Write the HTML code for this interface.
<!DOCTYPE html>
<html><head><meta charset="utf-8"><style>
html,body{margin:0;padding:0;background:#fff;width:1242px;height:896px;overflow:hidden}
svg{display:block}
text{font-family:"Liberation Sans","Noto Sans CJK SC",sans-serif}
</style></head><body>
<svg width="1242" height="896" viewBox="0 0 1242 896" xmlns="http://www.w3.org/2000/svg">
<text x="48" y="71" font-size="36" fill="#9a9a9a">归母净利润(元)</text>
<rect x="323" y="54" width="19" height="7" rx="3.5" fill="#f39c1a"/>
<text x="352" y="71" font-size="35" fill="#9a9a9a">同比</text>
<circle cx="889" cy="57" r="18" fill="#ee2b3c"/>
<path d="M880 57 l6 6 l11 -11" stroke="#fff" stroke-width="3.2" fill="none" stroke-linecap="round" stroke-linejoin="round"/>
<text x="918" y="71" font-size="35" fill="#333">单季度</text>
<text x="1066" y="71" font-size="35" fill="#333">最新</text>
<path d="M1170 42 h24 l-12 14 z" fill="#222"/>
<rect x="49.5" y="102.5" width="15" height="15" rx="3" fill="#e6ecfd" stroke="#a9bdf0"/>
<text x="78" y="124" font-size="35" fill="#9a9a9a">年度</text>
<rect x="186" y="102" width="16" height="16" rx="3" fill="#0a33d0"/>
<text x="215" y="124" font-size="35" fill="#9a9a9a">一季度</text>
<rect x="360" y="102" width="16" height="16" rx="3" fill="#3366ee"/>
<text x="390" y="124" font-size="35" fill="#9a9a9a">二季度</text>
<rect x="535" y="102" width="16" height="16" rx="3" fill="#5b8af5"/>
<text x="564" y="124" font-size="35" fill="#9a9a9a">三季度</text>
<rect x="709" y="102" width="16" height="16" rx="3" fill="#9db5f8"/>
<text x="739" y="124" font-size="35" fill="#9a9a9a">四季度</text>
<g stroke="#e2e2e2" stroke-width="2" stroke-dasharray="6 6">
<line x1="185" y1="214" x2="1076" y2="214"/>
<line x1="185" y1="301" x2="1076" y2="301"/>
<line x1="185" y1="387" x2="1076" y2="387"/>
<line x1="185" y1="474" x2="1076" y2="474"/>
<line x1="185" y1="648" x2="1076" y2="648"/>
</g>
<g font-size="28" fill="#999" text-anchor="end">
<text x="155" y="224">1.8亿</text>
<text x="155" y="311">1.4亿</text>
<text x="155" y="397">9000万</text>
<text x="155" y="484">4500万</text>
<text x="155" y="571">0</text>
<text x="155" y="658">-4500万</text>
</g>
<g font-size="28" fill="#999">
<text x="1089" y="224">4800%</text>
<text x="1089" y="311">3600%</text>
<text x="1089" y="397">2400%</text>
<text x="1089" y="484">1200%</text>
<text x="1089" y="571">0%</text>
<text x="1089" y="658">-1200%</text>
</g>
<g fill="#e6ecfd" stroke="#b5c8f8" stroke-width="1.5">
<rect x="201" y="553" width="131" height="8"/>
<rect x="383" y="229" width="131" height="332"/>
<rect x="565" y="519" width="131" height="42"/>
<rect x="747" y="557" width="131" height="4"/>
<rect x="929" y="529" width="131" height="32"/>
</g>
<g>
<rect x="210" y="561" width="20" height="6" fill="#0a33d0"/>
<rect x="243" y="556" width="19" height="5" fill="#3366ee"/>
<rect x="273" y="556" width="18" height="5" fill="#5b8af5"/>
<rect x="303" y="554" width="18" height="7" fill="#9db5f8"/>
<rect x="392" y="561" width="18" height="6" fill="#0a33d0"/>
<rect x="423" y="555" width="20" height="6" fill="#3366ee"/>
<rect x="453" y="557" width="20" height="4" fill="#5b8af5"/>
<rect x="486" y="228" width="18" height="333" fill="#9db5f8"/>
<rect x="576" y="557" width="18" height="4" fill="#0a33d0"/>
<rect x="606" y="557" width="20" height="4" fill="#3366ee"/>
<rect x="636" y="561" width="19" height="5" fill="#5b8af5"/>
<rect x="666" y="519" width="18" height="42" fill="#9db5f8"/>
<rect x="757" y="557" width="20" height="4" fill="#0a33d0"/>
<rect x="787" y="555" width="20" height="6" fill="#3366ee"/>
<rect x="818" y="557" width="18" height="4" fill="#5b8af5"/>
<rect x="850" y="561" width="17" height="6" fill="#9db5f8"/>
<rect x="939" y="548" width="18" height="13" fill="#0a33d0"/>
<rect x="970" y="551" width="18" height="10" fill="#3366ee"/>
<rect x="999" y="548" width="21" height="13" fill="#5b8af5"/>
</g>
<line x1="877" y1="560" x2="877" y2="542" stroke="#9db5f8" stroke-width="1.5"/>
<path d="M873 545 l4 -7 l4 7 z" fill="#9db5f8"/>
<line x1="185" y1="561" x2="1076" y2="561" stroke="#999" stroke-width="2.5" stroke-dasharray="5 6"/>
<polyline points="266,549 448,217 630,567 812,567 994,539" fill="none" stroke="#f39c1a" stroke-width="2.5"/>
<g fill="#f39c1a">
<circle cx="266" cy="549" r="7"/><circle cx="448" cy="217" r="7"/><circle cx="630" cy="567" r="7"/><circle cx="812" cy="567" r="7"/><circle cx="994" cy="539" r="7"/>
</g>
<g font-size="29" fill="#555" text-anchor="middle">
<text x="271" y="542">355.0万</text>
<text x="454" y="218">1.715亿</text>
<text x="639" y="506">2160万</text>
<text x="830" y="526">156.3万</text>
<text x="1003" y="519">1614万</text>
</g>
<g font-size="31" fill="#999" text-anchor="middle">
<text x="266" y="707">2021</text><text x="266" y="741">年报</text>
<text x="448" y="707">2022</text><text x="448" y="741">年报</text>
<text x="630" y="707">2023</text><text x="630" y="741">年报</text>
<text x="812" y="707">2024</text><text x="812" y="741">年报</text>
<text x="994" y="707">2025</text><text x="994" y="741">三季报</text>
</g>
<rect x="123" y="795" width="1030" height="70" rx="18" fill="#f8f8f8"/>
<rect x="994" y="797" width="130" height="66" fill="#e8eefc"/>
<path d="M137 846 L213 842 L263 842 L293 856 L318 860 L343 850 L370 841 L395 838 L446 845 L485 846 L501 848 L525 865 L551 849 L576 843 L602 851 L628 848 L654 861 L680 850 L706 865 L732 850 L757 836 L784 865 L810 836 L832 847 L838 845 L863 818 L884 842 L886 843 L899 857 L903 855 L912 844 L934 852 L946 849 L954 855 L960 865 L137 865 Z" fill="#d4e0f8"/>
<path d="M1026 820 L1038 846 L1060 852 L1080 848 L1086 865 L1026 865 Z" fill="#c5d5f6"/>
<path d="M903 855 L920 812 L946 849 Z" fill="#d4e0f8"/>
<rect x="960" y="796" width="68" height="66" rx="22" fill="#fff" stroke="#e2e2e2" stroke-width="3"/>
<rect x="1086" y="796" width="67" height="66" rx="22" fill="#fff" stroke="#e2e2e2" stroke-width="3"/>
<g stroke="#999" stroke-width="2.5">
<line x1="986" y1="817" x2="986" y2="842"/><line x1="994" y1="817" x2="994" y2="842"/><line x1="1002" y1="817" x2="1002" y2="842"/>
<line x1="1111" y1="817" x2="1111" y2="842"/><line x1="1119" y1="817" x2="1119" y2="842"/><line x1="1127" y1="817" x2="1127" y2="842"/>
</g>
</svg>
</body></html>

-- -- --

**Task objective:**
Every line of the data above should be copied exactly.

**Task response:**
Write the HTML code for this interface.
<!DOCTYPE html>
<html><head><meta charset="utf-8"><style>
html,body{margin:0;padding:0;background:#fff;width:1242px;height:896px;overflow:hidden}
svg{display:block}
text{font-family:"Liberation Sans","Noto Sans CJK SC",sans-serif}
</style></head><body>
<svg width="1242" height="896" viewBox="0 0 1242 896" xmlns="http://www.w3.org/2000/svg">
<text x="48" y="71" font-size="36" fill="#9a9a9a">归母净利润(元)</text>
<rect x="323" y="54" width="19" height="7" rx="3.5" fill="#f39c1a"/>
<text x="352" y="71" font-size="35" fill="#9a9a9a">同比</text>
<circle cx="889" cy="57" r="18" fill="#ee2b3c"/>
<path d="M880 57 l6 6 l11 -11" stroke="#fff" stroke-width="3.2" fill="none" stroke-linecap="round" stroke-linejoin="round"/>
<text x="918" y="71" font-size="35" fill="#333">单季度</text>
<text x="1066" y="71" font-size="35" fill="#333">最新</text>
<path d="M1170 42 h24 l-12 14 z" fill="#222"/>
<rect x="49.5" y="102.5" width="15" height="15" rx="3" fill="#e6ecfd" stroke="#a9bdf0"/>
<text x="78" y="124" font-size="35" fill="#9a9a9a">年度</text>
<rect x="186" y="102" width="16" height="16" rx="3" fill="#0a33d0"/>
<text x="215" y="124" font-size="35" fill="#9a9a9a">一季度</text>
<rect x="360" y="102" width="16" height="16" rx="3" fill="#3366ee"/>
<text x="390" y="124" font-size="35" fill="#9a9a9a">二季度</text>
<rect x="535" y="102" width="16" height="16" rx="3" fill="#5b8af5"/>
<text x="564" y="124" font-size="35" fill="#9a9a9a">三季度</text>
<rect x="709" y="102" width="16" height="16" rx="3" fill="#9db5f8"/>
<text x="739" y="124" font-size="35" fill="#9a9a9a">四季度</text>
<g stroke="#e2e2e2" stroke-width="2" stroke-dasharray="6 6">
<line x1="185" y1="214" x2="1076" y2="214"/>
<line x1="185" y1="301" x2="1076" y2="301"/>
<line x1="185" y1="387" x2="1076" y2="387"/>
<line x1="185" y1="474" x2="1076" y2="474"/>
<line x1="185" y1="648" x2="1076" y2="648"/>
</g>
<g font-size="28" fill="#999" text-anchor="end">
<text x="155" y="224">1.8亿</text>
<text x="155" y="311">1.4亿</text>
<text x="155" y="397">9000万</text>
<text x="155" y="484">4500万</text>
<text x="155" y="571">0</text>
<text x="155" y="658">-4500万</text>
</g>
<g font-size="28" fill="#999">
<text x="1089" y="224">4800%</text>
<text x="1089" y="311">3600%</text>
<text x="1089" y="397">2400%</text>
<text x="1089" y="484">1200%</text>
<text x="1089" y="571">0%</text>
<text x="1089" y="658">-1200%</text>
</g>
<g fill="#e6ecfd" stroke="#b5c8f8" stroke-width="1.5">
<rect x="201" y="553" width="131" height="8"/>
<rect x="383" y="229" width="131" height="332"/>
<rect x="565" y="519" width="131" height="42"/>
<rect x="747" y="557" width="131" height="4"/>
<rect x="929" y="529" width="131" height="32"/>
</g>
<g>
<rect x="210" y="561" width="20" height="6" fill="#0a33d0"/>
<rect x="243" y="556" width="19" height="5" fill="#3366ee"/>
<rect x="273" y="556" width="18" height="5" fill="#5b8af5"/>
<rect x="303" y="554" width="18" height="7" fill="#9db5f8"/>
<rect x="392" y="561" width="18" height="6" fill="#0a33d0"/>
<rect x="423" y="555" width="20" height="6" fill="#3366ee"/>
<rect x="453" y="557" width="20" height="4" fill="#5b8af5"/>
<rect x="486" y="228" width="18" height="333" fill="#9db5f8"/>
<rect x="576" y="557" width="18" height="4" fill="#0a33d0"/>
<rect x="606" y="557" width="20" height="4" fill="#3366ee"/>
<rect x="636" y="561" width="19" height="5" fill="#5b8af5"/>
<rect x="666" y="519" width="18" height="42" fill="#9db5f8"/>
<rect x="757" y="557" width="20" height="4" fill="#0a33d0"/>
<rect x="787" y="555" width="20" height="6" fill="#3366ee"/>
<rect x="818" y="557" width="18" height="4" fill="#5b8af5"/>
<rect x="850" y="561" width="17" height="6" fill="#9db5f8"/>
<rect x="939" y="548" width="18" height="13" fill="#0a33d0"/>
<rect x="970" y="551" width="18" height="10" fill="#3366ee"/>
<rect x="999" y="548" width="21" height="13" fill="#5b8af5"/>
</g>
<line x1="877" y1="560" x2="877" y2="542" stroke="#9db5f8" stroke-width="1.5"/>
<path d="M873 545 l4 -7 l4 7 z" fill="#9db5f8"/>
<line x1="185" y1="561" x2="1076" y2="561" stroke="#999" stroke-width="2.5" stroke-dasharray="5 6"/>
<polyline points="266,549 448,217 630,567 812,567 994,539" fill="none" stroke="#f39c1a" stroke-width="2.5"/>
<g fill="#f39c1a">
<circle cx="266" cy="549" r="7"/><circle cx="448" cy="217" r="7"/><circle cx="630" cy="567" r="7"/><circle cx="812" cy="567" r="7"/><circle cx="994" cy="539" r="7"/>
</g>
<g font-size="29" fill="#555" text-anchor="middle">
<text x="271" y="542">355.0万</text>
<text x="454" y="218">1.715亿</text>
<text x="639" y="506">2160万</text>
<text x="830" y="526">156.3万</text>
<text x="1003" y="519">1614万</text>
</g>
<g font-size="31" fill="#999" text-anchor="middle">
<text x="266" y="707">2021</text><text x="266" y="741">年报</text>
<text x="448" y="707">2022</text><text x="448" y="741">年报</text>
<text x="630" y="707">2023</text><text x="630" y="741">年报</text>
<text x="812" y="707">2024</text><text x="812" y="741">年报</text>
<text x="994" y="707">2025</text><text x="994" y="741">三季报</text>
</g>
<rect x="123" y="795" width="1030" height="70" rx="18" fill="#f8f8f8"/>
<rect x="994" y="797" width="130" height="66" fill="#e8eefc"/>
<path d="M137 846 L213 842 L263 842 L293 856 L318 860 L343 850 L370 841 L395 838 L446 845 L485 846 L501 848 L525 865 L551 849 L576 843 L602 851 L628 848 L654 861 L680 850 L706 865 L732 850 L757 836 L784 865 L810 836 L832 847 L838 845 L863 818 L884 842 L886 843 L899 857 L903 855 L912 844 L934 852 L946 849 L954 855 L960 865 L137 865 Z" fill="#d4e0f8"/>
<path d="M1026 820 L1038 846 L1060 852 L1080 848 L1086 865 L1026 865 Z" fill="#c5d5f6"/>
<path d="M903 855 L920 812 L946 849 Z" fill="#d4e0f8"/>
<rect x="960" y="796" width="68" height="66" rx="22" fill="#fff" stroke="#e2e2e2" stroke-width="3"/>
<rect x="1086" y="796" width="67" height="66" rx="22" fill="#fff" stroke="#e2e2e2" stroke-width="3"/>
<g stroke="#999" stroke-width="2.5">
<line x1="986" y1="817" x2="986" y2="842"/><line x1="994" y1="817" x2="994" y2="842"/><line x1="1002" y1="817" x2="1002" y2="842"/>
<line x1="1111" y1="817" x2="1111" y2="842"/><line x1="1119" y1="817" x2="1119" y2="842"/><line x1="1127" y1="817" x2="1127" y2="842"/>
</g>
</svg>
</body></html>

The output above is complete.